▸ **Dataset extract**

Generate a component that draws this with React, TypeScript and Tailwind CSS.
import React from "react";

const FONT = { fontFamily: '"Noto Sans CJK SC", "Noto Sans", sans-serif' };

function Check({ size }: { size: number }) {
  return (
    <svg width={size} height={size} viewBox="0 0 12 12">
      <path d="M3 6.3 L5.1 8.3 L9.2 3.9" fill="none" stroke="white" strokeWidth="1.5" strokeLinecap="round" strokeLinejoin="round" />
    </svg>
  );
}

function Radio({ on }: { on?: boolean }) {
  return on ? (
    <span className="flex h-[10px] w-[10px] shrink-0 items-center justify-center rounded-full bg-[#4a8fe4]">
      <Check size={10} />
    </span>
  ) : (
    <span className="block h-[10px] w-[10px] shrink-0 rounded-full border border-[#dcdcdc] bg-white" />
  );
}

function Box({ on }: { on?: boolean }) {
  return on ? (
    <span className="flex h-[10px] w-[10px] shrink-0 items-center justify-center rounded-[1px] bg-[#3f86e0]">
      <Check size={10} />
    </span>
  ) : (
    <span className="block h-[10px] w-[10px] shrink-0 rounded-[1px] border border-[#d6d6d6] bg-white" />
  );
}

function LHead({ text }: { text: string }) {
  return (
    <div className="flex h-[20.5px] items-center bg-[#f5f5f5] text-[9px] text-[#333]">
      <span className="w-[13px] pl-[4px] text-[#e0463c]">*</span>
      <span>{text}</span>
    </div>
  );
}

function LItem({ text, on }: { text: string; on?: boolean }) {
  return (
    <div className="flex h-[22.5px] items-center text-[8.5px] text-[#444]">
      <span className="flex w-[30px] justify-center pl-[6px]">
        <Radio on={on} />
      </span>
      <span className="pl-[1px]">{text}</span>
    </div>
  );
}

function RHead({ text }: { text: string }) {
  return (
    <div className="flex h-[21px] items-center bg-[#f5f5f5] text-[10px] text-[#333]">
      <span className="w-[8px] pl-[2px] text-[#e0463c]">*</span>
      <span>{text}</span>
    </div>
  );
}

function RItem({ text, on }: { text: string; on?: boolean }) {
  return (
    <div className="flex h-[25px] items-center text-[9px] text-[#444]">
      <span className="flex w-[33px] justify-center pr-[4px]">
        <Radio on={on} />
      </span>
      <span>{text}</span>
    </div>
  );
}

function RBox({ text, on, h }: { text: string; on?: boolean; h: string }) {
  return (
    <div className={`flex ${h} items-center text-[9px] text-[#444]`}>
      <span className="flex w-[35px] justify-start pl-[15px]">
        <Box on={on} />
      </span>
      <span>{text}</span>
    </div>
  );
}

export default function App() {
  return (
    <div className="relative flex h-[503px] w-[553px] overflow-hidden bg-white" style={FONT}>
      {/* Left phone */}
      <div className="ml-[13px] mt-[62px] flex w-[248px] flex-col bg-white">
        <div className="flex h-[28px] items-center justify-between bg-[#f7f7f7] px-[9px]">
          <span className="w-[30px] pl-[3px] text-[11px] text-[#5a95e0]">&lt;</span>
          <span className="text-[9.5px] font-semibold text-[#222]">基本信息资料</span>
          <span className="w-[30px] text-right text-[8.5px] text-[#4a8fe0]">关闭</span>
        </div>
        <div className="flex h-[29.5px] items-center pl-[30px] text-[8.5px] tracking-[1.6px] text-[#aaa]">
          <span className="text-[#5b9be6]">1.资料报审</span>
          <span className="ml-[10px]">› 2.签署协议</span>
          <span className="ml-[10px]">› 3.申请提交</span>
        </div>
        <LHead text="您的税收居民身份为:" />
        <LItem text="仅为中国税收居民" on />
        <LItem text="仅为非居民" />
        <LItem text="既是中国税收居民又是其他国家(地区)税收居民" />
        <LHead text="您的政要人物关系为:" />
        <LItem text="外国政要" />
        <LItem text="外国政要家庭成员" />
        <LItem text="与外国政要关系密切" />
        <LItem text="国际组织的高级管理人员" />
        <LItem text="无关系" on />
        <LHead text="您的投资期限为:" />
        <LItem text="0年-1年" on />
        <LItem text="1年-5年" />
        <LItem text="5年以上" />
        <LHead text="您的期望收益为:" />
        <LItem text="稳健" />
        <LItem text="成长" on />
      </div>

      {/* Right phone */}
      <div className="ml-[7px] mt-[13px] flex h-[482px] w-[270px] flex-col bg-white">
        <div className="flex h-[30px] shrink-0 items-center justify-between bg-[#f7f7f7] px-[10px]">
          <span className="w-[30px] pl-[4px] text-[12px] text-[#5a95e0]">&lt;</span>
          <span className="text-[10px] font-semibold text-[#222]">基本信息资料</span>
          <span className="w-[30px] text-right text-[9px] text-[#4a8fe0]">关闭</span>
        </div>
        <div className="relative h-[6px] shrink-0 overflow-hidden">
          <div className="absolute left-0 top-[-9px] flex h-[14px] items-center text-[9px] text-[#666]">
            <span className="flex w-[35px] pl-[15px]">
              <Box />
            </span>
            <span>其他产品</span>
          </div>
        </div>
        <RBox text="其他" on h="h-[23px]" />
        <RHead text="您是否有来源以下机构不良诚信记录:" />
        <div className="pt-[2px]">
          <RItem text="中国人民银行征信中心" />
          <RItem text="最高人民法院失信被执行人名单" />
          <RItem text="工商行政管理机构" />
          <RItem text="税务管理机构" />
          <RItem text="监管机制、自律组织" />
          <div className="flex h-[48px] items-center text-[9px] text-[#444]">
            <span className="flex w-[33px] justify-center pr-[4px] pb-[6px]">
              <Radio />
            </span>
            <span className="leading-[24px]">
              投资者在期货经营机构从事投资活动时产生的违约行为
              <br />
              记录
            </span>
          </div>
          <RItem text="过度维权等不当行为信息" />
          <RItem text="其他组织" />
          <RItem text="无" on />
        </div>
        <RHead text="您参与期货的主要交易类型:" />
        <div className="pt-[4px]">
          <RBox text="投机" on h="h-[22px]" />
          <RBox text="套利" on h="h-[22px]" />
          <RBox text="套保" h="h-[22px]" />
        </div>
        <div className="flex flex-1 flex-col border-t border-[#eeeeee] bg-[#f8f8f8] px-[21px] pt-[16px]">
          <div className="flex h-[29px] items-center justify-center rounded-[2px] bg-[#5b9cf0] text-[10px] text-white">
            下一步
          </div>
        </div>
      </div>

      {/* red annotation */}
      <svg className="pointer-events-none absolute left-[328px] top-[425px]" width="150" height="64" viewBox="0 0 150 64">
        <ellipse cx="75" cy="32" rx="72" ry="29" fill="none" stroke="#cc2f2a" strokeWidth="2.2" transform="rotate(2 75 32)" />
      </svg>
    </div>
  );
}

▸ **Objective**
Reproduce each line of the material containing the word "React".

▸ **Reply to the exercise**
Generate a component that draws this with React, TypeScript and Tailwind CSS.
import React from "react";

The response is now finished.